The very last level is set in the city for the final fight with the Omnidroid. The robot is really more complex than the previous ones and is hard to defeat.
It is a shame there was no level in which you could drive the motor-home. This would have allowed for some variety regarding playability.
The graphics are really very beautiful for back then and are still enjoyable nowadays. The jungle levels are the most interesting in terms of visuals as they are more elaborately detailed, unlike the indoor scenes which are quite poor.
The characters are very true to the film and have not been altered, which enables you to immerse yourself even further into the world of the film.
The player is bathed in Michael Giacchino’s musical atmosphere, and the French voices match those that dubbed the characters. As said earlier, one of the flaws might be the repetition in the dialogue.
The other flaw relates to the sometimes inconsistent mixing during the full motion videos where the voices are barely audible.
The game can be completed in ten hours or so if the player is very apt. It is because of the very far-reaching difficulty that the life cycle can substantially be extended.
Throughout the levels you can find icons that unlock bonuses. These bonuses enable you to watch scenes from the film or view artwork.
The game has one extra flaw and a bothersome one at that: every level you start must be completed. The save points throughout the levels only come into use if you fail. Should you have to turn the console off to resume play later, you will go back to the beginning of the level. This is quite an off-putting restriction for a player.

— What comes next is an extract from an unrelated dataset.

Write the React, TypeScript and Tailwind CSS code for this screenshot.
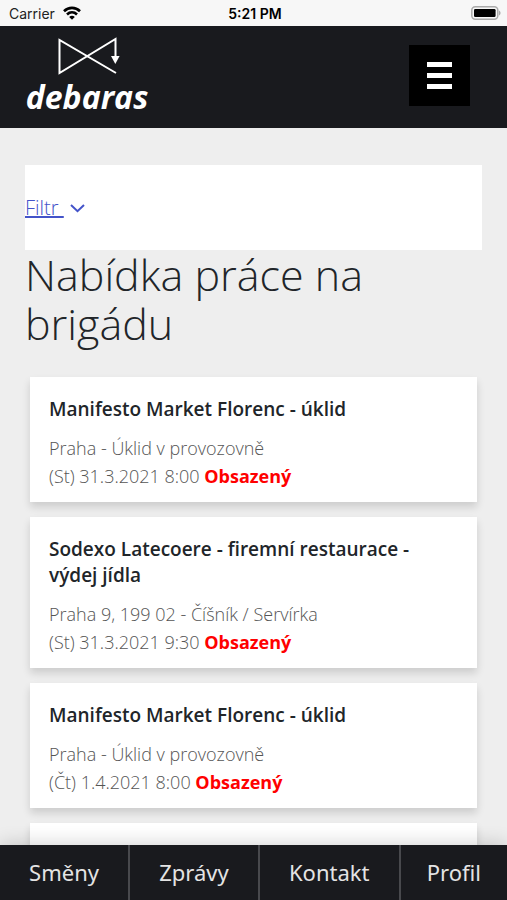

Well-wrought graphics and a polished soundtrack cannot make up for a disjointed plot and poor gameplay.
However, it is because of its difficulty that we do not recommend this game. It would have been a good idea to be given a choice regarding the level of difficulty as in most games, but THQ thought it better to impose a mode. This far-reaching difficulty is not suited for young children even though the game is aimed at general audiences.